• WHAT TO WORK ON:
Give every line from the entries that contains "Clone".

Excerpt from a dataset

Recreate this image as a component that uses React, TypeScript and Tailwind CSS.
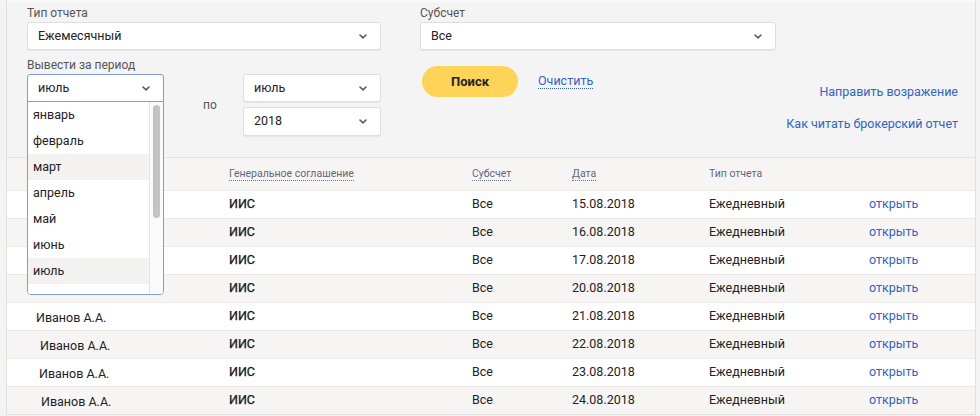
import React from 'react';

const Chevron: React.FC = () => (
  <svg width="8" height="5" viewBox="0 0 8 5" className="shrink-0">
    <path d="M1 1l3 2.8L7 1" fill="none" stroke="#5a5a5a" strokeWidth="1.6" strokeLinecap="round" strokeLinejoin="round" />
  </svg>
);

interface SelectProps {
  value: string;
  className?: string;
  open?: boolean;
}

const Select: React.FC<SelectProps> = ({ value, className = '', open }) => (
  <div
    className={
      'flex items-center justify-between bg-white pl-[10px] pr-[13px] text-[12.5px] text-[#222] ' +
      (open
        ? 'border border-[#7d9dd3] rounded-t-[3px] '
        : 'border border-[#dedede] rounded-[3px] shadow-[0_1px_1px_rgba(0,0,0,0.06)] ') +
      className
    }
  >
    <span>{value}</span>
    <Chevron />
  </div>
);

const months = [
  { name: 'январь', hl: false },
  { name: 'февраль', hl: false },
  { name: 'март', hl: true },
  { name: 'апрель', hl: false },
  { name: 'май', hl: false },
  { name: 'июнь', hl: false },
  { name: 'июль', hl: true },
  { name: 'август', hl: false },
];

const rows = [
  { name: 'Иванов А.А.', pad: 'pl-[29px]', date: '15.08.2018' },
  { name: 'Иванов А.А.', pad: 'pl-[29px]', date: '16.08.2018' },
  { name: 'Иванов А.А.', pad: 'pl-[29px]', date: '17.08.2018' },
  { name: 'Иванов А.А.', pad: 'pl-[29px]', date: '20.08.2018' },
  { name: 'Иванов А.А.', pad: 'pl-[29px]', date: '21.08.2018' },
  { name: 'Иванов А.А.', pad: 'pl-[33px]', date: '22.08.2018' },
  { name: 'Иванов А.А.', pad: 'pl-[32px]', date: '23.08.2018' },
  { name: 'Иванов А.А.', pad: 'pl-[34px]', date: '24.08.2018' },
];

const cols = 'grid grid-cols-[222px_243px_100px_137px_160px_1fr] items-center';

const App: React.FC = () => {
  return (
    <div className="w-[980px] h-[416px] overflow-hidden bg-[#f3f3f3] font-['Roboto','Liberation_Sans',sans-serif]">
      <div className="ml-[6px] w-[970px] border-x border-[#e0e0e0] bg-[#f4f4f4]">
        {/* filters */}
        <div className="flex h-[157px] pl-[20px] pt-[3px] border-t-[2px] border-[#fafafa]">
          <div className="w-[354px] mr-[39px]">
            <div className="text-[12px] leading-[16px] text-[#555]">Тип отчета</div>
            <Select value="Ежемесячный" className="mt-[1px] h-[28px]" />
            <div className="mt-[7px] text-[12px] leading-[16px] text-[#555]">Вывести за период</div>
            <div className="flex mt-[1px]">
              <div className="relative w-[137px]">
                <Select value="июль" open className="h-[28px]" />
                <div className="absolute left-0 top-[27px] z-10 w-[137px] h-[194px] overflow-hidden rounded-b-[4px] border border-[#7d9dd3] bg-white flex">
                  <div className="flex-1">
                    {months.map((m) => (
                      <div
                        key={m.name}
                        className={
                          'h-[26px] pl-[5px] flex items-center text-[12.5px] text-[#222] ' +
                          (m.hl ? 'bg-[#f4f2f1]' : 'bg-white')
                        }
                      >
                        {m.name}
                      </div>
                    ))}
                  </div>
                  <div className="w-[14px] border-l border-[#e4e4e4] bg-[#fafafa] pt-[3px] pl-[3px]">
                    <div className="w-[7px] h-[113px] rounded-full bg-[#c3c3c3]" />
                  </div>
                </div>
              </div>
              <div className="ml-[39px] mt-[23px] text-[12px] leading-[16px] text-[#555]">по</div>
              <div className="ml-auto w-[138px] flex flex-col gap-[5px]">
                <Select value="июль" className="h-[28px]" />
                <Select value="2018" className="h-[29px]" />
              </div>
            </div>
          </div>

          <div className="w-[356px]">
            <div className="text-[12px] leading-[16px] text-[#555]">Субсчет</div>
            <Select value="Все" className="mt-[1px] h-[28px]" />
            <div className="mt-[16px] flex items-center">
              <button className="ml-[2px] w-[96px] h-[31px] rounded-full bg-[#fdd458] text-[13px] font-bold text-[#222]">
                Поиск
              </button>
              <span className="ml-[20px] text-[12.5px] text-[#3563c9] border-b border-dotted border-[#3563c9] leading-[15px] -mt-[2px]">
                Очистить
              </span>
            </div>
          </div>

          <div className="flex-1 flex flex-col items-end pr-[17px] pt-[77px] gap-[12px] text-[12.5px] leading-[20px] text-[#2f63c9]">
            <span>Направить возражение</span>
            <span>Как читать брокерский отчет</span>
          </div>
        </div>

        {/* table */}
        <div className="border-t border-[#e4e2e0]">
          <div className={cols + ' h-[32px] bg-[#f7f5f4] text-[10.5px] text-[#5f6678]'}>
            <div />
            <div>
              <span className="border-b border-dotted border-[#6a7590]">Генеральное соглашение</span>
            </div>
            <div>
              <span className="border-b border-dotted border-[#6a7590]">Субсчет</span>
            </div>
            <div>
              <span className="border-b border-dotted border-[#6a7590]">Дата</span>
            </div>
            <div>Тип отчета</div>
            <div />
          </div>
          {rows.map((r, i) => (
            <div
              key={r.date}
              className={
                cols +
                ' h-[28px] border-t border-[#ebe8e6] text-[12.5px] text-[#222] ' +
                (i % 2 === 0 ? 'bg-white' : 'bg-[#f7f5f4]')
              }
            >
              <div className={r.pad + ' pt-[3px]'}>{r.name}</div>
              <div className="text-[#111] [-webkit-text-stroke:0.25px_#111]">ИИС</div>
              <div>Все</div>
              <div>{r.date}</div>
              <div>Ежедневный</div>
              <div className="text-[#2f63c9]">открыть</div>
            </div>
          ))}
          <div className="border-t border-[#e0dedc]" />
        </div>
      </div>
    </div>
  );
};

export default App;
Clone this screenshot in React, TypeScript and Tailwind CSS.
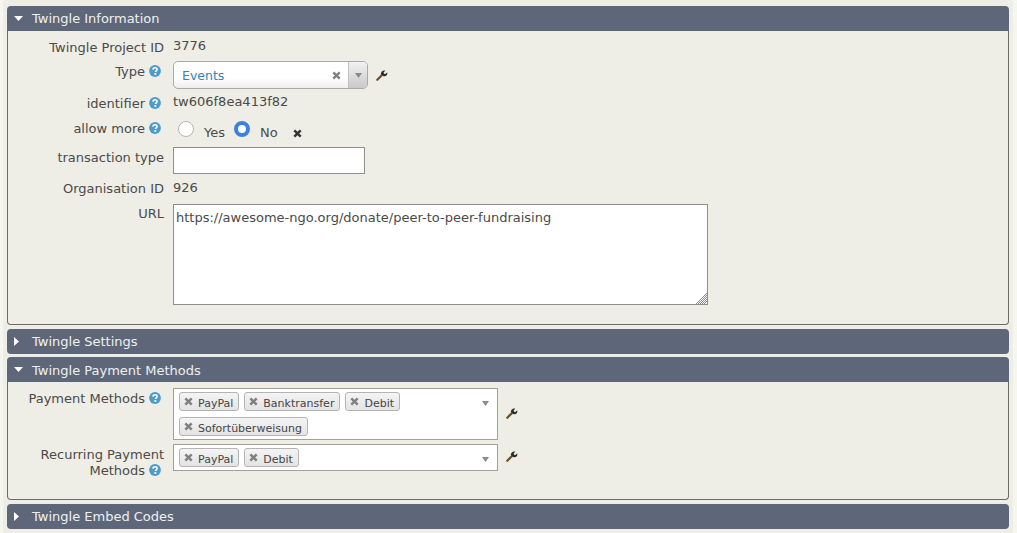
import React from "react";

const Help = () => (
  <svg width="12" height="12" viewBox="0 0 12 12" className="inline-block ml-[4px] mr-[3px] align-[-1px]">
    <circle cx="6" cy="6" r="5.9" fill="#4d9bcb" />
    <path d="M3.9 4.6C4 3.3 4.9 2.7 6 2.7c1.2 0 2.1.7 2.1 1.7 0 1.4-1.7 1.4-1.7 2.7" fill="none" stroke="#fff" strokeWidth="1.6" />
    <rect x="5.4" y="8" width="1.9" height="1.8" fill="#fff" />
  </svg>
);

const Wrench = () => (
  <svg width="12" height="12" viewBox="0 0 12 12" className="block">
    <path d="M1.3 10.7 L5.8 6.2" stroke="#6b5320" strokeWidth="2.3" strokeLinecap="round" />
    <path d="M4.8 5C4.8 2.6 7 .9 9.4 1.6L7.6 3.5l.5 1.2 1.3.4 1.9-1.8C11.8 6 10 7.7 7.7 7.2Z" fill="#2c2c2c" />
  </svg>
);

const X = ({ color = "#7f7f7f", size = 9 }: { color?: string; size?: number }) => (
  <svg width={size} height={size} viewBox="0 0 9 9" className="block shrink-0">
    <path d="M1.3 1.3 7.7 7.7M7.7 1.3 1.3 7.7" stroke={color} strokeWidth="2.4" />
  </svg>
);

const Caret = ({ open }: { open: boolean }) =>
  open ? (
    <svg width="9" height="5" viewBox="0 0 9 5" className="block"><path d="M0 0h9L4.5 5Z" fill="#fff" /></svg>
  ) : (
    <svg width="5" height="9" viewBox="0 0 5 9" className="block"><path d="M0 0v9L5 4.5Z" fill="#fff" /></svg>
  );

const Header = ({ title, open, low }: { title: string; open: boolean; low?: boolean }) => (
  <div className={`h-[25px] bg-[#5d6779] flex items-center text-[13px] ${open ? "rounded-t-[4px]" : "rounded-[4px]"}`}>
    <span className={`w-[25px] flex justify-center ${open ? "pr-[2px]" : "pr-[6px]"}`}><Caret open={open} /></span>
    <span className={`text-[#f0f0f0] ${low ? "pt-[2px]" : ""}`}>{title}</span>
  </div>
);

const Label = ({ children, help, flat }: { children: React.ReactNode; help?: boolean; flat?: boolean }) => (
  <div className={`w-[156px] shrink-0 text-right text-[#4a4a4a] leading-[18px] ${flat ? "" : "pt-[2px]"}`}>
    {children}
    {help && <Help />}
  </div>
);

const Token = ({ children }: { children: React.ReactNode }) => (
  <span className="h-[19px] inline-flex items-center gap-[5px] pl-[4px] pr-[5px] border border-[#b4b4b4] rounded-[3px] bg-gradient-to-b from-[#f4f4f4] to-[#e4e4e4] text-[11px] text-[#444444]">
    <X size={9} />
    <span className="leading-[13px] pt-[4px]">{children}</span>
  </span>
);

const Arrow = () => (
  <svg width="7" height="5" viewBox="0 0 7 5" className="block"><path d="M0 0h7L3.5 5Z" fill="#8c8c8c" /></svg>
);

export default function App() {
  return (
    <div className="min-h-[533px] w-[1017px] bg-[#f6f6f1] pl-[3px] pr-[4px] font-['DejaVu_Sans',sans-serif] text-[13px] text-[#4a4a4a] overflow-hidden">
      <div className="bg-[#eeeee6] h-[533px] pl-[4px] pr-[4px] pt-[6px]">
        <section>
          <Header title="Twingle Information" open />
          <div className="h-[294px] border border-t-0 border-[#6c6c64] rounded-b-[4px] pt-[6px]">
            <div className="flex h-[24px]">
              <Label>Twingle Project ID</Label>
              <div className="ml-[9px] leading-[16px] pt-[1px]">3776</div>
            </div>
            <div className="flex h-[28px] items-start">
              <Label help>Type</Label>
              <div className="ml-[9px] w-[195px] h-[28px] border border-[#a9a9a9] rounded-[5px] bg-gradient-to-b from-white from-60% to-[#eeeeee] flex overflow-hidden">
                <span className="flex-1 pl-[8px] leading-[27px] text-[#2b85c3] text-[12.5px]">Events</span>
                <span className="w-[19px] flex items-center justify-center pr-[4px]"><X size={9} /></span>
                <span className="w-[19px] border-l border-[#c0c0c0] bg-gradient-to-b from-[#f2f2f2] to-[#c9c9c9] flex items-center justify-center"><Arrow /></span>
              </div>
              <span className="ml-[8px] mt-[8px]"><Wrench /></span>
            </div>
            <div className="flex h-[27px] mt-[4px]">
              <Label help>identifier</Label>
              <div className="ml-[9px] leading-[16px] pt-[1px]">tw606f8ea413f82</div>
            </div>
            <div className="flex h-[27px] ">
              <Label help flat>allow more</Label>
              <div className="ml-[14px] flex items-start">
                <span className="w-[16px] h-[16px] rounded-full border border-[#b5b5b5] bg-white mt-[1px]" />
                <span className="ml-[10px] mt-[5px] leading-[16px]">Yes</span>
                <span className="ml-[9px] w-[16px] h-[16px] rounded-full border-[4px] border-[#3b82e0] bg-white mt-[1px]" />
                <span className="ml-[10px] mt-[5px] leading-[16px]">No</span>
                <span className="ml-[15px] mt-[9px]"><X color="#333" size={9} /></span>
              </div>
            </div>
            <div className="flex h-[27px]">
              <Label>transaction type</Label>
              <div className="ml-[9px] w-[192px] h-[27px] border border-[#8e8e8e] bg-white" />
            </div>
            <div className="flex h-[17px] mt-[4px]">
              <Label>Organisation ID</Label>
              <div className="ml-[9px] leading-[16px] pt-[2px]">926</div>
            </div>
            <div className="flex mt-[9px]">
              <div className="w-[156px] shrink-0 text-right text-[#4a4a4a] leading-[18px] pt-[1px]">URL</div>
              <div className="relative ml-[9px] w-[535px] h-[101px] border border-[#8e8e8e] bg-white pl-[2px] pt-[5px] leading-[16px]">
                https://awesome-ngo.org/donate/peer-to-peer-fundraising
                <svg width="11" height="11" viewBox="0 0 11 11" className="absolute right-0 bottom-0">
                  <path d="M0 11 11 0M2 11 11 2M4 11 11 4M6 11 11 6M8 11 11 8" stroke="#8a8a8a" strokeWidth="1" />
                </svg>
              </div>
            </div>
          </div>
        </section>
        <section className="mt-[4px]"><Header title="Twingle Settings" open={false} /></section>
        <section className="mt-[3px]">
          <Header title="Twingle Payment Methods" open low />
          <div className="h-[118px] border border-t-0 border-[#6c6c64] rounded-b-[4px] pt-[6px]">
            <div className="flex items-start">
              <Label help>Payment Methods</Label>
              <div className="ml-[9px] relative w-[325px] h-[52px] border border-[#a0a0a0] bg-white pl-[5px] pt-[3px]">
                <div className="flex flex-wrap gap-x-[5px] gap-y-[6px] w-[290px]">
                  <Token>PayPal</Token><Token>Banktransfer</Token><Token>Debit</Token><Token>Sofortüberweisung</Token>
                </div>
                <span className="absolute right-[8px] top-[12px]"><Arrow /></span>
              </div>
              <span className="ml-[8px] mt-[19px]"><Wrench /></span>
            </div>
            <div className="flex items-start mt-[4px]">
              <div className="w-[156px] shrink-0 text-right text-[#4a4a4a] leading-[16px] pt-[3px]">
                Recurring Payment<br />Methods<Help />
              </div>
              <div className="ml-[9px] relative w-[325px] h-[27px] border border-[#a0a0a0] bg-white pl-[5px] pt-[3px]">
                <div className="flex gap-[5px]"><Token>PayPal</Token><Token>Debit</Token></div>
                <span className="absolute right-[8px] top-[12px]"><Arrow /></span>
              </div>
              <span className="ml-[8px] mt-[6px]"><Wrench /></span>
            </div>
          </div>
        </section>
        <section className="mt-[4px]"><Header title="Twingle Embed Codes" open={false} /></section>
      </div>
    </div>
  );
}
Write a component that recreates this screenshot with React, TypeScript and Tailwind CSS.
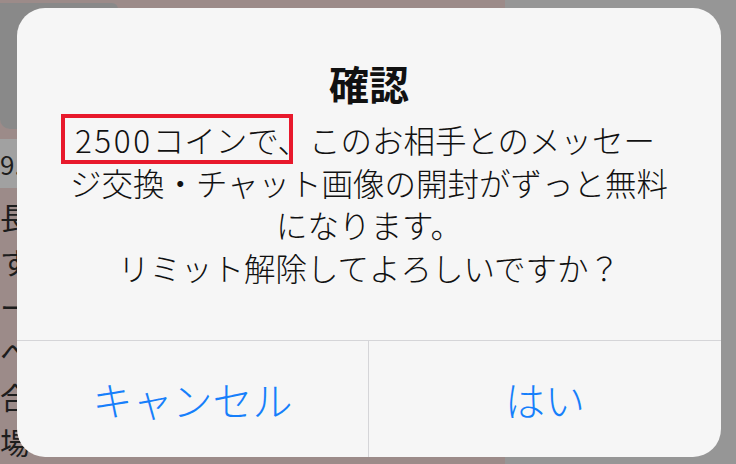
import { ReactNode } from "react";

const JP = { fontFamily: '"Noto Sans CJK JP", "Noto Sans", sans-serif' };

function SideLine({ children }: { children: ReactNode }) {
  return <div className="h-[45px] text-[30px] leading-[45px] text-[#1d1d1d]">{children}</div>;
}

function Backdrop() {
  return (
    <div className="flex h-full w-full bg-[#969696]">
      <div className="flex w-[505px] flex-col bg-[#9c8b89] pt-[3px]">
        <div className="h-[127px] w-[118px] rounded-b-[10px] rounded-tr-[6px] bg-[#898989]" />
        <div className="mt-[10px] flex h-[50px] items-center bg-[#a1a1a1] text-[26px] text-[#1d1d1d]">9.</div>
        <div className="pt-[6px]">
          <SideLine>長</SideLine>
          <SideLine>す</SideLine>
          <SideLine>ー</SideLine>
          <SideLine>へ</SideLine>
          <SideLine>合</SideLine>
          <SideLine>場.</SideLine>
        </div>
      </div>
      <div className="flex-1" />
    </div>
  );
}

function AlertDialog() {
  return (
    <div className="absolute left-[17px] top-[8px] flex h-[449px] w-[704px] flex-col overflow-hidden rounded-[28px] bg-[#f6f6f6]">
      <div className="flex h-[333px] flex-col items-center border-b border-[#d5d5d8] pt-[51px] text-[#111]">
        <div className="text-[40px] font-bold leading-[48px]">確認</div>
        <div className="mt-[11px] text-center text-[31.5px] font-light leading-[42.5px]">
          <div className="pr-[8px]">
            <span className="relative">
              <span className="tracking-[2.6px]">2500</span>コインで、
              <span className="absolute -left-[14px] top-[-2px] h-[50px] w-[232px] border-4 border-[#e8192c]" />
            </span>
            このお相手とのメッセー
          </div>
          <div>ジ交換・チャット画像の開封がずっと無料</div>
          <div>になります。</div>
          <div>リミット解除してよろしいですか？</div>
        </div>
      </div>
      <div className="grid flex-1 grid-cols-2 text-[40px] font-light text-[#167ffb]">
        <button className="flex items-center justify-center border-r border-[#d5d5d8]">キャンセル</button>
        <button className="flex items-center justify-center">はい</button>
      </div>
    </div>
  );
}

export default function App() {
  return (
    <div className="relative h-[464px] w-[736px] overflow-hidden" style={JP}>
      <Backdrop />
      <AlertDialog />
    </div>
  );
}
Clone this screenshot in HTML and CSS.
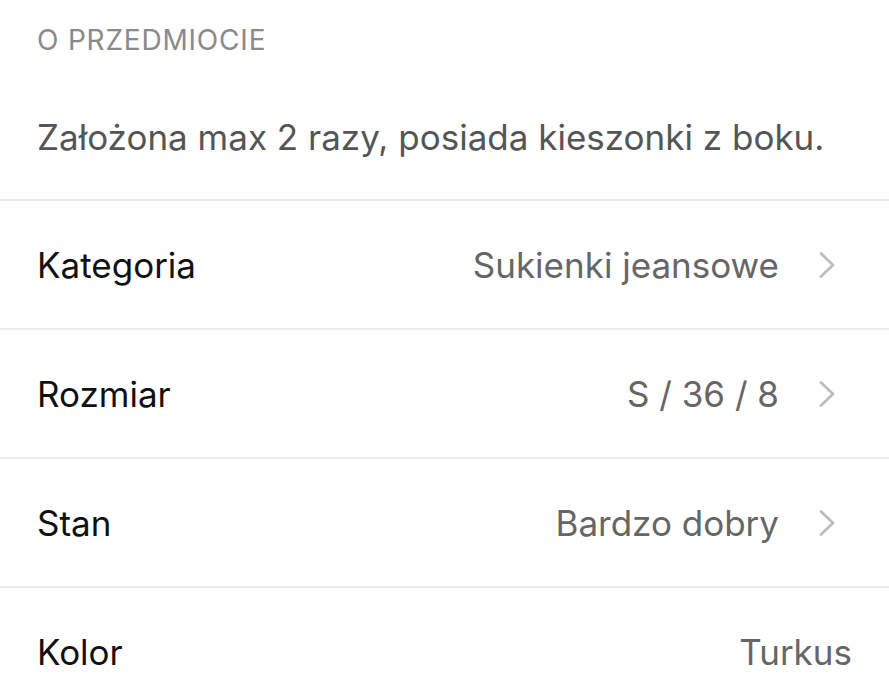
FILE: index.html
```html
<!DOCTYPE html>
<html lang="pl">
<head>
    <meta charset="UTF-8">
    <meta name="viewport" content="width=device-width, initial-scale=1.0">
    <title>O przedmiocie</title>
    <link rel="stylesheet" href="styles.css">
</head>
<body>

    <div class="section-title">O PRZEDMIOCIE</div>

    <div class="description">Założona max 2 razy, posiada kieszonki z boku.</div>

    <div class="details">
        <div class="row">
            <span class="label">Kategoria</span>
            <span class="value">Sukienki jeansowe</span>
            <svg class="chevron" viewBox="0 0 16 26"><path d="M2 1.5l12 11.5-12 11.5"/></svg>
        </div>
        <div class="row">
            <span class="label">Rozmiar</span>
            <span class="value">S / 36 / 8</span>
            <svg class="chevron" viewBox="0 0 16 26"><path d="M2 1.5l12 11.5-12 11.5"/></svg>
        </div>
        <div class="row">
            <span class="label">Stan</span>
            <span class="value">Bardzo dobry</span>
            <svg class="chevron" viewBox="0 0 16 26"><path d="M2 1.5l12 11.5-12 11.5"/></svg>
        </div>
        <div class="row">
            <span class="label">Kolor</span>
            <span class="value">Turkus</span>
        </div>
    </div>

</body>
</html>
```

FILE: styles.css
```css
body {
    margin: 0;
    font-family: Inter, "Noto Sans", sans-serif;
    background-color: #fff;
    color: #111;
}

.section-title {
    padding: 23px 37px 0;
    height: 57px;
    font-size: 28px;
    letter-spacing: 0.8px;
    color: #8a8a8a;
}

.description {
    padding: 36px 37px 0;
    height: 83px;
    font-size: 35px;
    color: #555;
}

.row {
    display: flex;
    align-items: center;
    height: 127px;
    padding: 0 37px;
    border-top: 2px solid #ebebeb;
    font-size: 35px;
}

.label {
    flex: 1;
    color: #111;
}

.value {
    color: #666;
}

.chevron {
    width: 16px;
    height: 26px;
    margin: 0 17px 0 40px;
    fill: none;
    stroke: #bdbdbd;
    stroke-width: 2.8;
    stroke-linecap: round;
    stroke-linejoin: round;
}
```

• RESULT:
Clone this screenshot in React, TypeScript and Tailwind CSS.
Clone this screenshot in HTML and CSS.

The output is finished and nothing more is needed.